Wednesday 19 February 2014

Feeling 'anti-nostalgic'

I spend quite a lot of my adult life feeling nostalgic. We talk about things that we miss and how amazing our childhoods were. We talk about the sweets we used to be able to buy, the games we used to play and the songs we used to listen to. I've heard myself utter the words "back in the day...." several times recently and I feel distinctly old because of it.

However, there are certain things that I am glad stayed in the nineties. Things that make me glad that times have changed and we have moved on. Here are some of these things...

• The Internet.
Remember picking up the telephone when someone was using the crappy old dial up Internet in a different room? You'd practically be deafened by screeches that  sounded like 100 cats being brutally murdered. What the hell was that noise?! The Internet would take ages to connect, again with a completely bizarre noise (you're doing that noise in your head now, aren't you?!). Web pages were only in Times New Roman and routinely took 15 minutes to load. Not good.


• Hair accessories. 
Remember when fluorescent scrunchies and crushed velvet scrunchies were all the rage? Hmm massive fashion error. Remember owning every colour of butterfly clip and clipping them in all over your hair when you were going out somewhere smart? Even more dodgy was the hair mascara we'd smear on in the hope of looking cool and fashionable. I mean, really? Hair mascara? Who thought of that?


3. Photos. Remember when you used to pay £8.99 for 24 prints in Boots and you had to wait a week to pick them up? Then when you got there you'd be so excited you wouldn't make it out of the shop before opening the envelope to have a look only to find that every picture was blurred because the flash hadn't worked? No clicking a button to remove red eyes or Instagram filters to improve your complexion. Just rubbish photos that cost a bloody fortune.


• Teletext
You know when you want to check the premier league table you can do it on your mobile in approximately 30 seconds? Or even better, ask Siri to find it for you. Well remember the days when you had to use teletext. First you had to find sport, then football, then league tables and then it'd come up with '2/15 Division One' at the top of the screen. You had 14 other leagues to get through before the Premier League was back on...there was no way of flicking through them, you just had to wait it out. Then when, after 8 long minutes you finally got there, if you didn't press the hold button quick enough, you had to wait another 8 long minutes to see it again. Yawn.


• Encyclopaedias. 
Yes, these boring books may have been good to find out the names of the past Kings of England or how many bones a diplodocus skeleton has, but they couldn't answer questions as quickly and as accurately as Google, let's be honest. Homework projects took forever, made especially difficult if you struggled with alphabetical order. What a waste of my time. Children of today don't know how easy they have it when they can just copy and paste a Wikipedia page for their homework. Jealous.


• Dodgy jewellery. 
Anklets, tattoo chokers and toe rings. I really don't have to say any more.


•Cassettes.
Remember when you wanted to rewind a tape you had to turn it over and fast forward the other side?! Seriously why not just add a rewind button? And then there was this...
Taping the Top 40 on a Sunday without getting the presenters voices in was a real skill. Thank the Lord for iTunes. 

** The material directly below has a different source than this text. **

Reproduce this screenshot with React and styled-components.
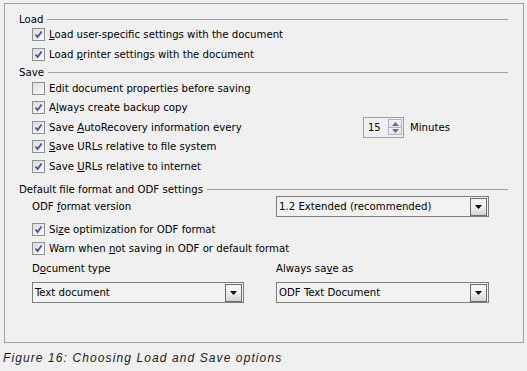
import styled, { createGlobalStyle } from 'styled-components'

const GlobalStyle = createGlobalStyle`
  body {
    margin: 0;
    background: #f0f0f0;
    font-family: "DejaVu Sans Condensed", "DejaVu Sans", sans-serif;
    font-size: 11.3px;
    color: #000;
  }
`

function Check({ checked }) {
  return (
    <Box>
      {checked && (
        <svg width='9' height='9' viewBox='0 0 9 9'>
          <path d='M1.5 4.5 L3.6 7 L7.6 1.5' fill='none' stroke='#3d55a8' strokeWidth='1.8' />
        </svg>
      )}
    </Box>
  )
}

function CheckRow({ checked = true, children }) {
  return (
    <Row>
      <Check checked={checked} />
      <span>{children}</span>
    </Row>
  )
}

function Dropdown({ value, narrow }) {
  return (
    <Select narrow={narrow}>
      <SelectValue>{value}</SelectValue>
      <ArrowButton>
        <svg width='7' height='4' viewBox='0 0 7 4'>
          <path d='M0 0 H7 L3.5 4 Z' fill='#000' />
        </svg>
      </ArrowButton>
    </Select>
  )
}

export default function App() {
  return (
    <Page>
      <GlobalStyle />
      <Panel>
        <SectionHeader>
          <span>Load</span>
          <Rule />
        </SectionHeader>
        <CheckRow>
          <u>L</u>oad user-specific settings with the document
        </CheckRow>
        <CheckRow>
          Load <u>p</u>rinter settings with the document
        </CheckRow>

        <SectionHeader gap={2.5}>
          <span>Save</span>
          <Rule />
        </SectionHeader>
        <CheckRow checked={false}>Edit document properties before saving</CheckRow>
        <CheckRow>
          A<u>l</u>ways create backup copy
        </CheckRow>
        <Row>
          <CheckCell>
            <Check checked />
            <span>
              Save <u>A</u>utoRecovery information every
            </span>
          </CheckCell>
          <Spin>
            <SpinValue>15</SpinValue>
            <SpinButtons>
              <SpinHalf>
                <svg width='7' height='4' viewBox='0 0 7 4'>
                  <path d='M0 4 H7 L3.5 0 Z' fill='#5a6ea8' />
                </svg>
              </SpinHalf>
              <SpinHalf>
                <svg width='7' height='4' viewBox='0 0 7 4'>
                  <path d='M0 0 H7 L3.5 4 Z' fill='#5a6ea8' />
                </svg>
              </SpinHalf>
            </SpinButtons>
          </Spin>
          <span>Minutes</span>
        </Row>
        <CheckRow>
          <u>S</u>ave URLs relative to file system
        </CheckRow>
        <CheckRow>
          Save <u>U</u>RLs relative to internet
        </CheckRow>

        <SectionHeader gap={7}>
          <span>Default file format and ODF settings</span>
          <Rule />
        </SectionHeader>
        <TwoCol top={1}>
          <span>
            ODF <u>f</u>ormat version
          </span>
          <Dropdown value='1.2 Extended (recommended)' />
        </TwoCol>
        <Spacer />
        <CheckRow>
          Si<u>z</u>e optimization for ODF format
        </CheckRow>
        <CheckRow>
          Warn when <u>n</u>ot saving in ODF or default format
        </CheckRow>
        <TwoCol>
          <span>
            D<u>o</u>cument type
          </span>
          <span>
            Always sa<u>v</u>e as
          </span>
        </TwoCol>
        <TwoCol top={4}>
          <Dropdown value='Text document' narrow />
          <Dropdown value='ODF Text Document' />
        </TwoCol>
      </Panel>
      <Caption>Figure 16: Choosing Load and Save options</Caption>
    </Page>
  )
}

const Page = styled.div`
  width: 527px;
  height: 371px;
  padding: 3px 0 0 4px;
  box-sizing: border-box;
  overflow: hidden;
`

const Panel = styled.div`
  width: 520px;
  height: 340px;
  box-sizing: border-box;
  border: 1px solid #a2a2a2;
  padding: 9px 15px 0 14px;
`

const SectionHeader = styled.div`
  display: flex;
  align-items: center;
  gap: 4px;
  height: 12px;
  margin-top: ${p => p.gap || 0}px;
  white-space: nowrap;
`

const Rule = styled.div`
  flex: 1;
  height: 1px;
  background: #a0a0a0;
`

const Row = styled.div`
  display: flex;
  align-items: center;
  gap: 4px;
  height: 19.5px;
  padding-left: 13px;
  white-space: nowrap;
`

const CheckCell = styled.div`
  display: flex;
  align-items: center;
  gap: 4px;
  flex: 0 0 327px;
`

const Box = styled.span`
  display: flex;
  align-items: center;
  justify-content: center;
  width: 13px;
  height: 13px;
  box-sizing: border-box;
  border: 1px solid #8e8f8f;
  background: linear-gradient(135deg, #dcdcdc, #fbfbfb);
  flex: none;
`

const Spin = styled.div`
  display: flex;
  align-items: center;
  justify-content: space-between;
  width: 41px;
  height: 21px;
  box-sizing: border-box;
  border: 1px solid #a0a0a0;
  padding: 0 1px 0 4px;
  margin-right: 2px;
`

const SpinValue = styled.span`
  font-size: 11px;
`

const SpinButtons = styled.div`
  display: flex;
  flex-direction: column;
  width: 14px;
  height: 16px;
  border: 1px solid #b4b4b4;
  box-sizing: border-box;
`

const SpinHalf = styled.div`
  flex: 1;
  display: flex;
  align-items: center;
  justify-content: center;
  background: linear-gradient(#f4f4f4, #e2e2e2);
  & + & {
    border-top: 1px solid #b4b4b4;
  }
`

const Spacer = styled.div`
  height: 2.5px;
`

const TwoCol = styled.div`
  display: grid;
  grid-template-columns: 244px 213px;
  align-items: center;
  min-height: 19.5px;
  padding-left: 13px;
  margin-top: ${p => p.top || 0}px;
  white-space: nowrap;
`

const Select = styled.div`
  display: flex;
  align-items: center;
  width: ${p => (p.narrow ? '212px' : 'auto')};
  height: 21px;
  box-sizing: border-box;
  border: 1px solid #7d7d7d;
  background: #f2f2f2;
  padding: 0 1px 0 2px;
`

const SelectValue = styled.span`
  flex: 1;
`

const ArrowButton = styled.span`
  display: flex;
  justify-content: center;
  padding-top: 6px;
  width: 17px;
  height: 18px;
  box-sizing: border-box;
  border: 1px solid #6b6b6b;
  background: linear-gradient(#f6f6f6 40%, #d2d2d2);
`

const Caption = styled.div`
  margin: 8px 0 0 -1px;
  font-family: "Liberation Sans", Arial, sans-serif;
  font-style: italic;
  font-size: 12px;
  letter-spacing: 1.1px;
  color: #222;
`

• Some serious fashion disasters. Slouchy socks, fluorescent everything, shell suits, tracksuits, a lot of velvet. Just awful. Really, really awful. I owned one of these for goodness' sake. I thought I looked nice. 

• The first mobiles. 
Remember the pull out aerials? The scratch off panel you needed to top up your phone on pay as you go? The crashed phone lines on Christmas Day as everyone tried to top up at the same time and the crowded networks every New Year's Eve? Interchangeable covers that you'd happily spend £30 on because it was 'so clever' and such a novelty? SIM cards that only stored 10 messages, so my teenage life was spent debating over which 9 messages were most important to keep! I'll never moan about my 14GB storage on my iPhone again.


So you see, it wasn't all good. We need to be more thankful for Google, Siri and Apple. We moan that the youth of today are obsessed with technology and no longer socialise like we used to but I'll be honest, I'm just glad they've stopped wearing hair mascara and toe rings.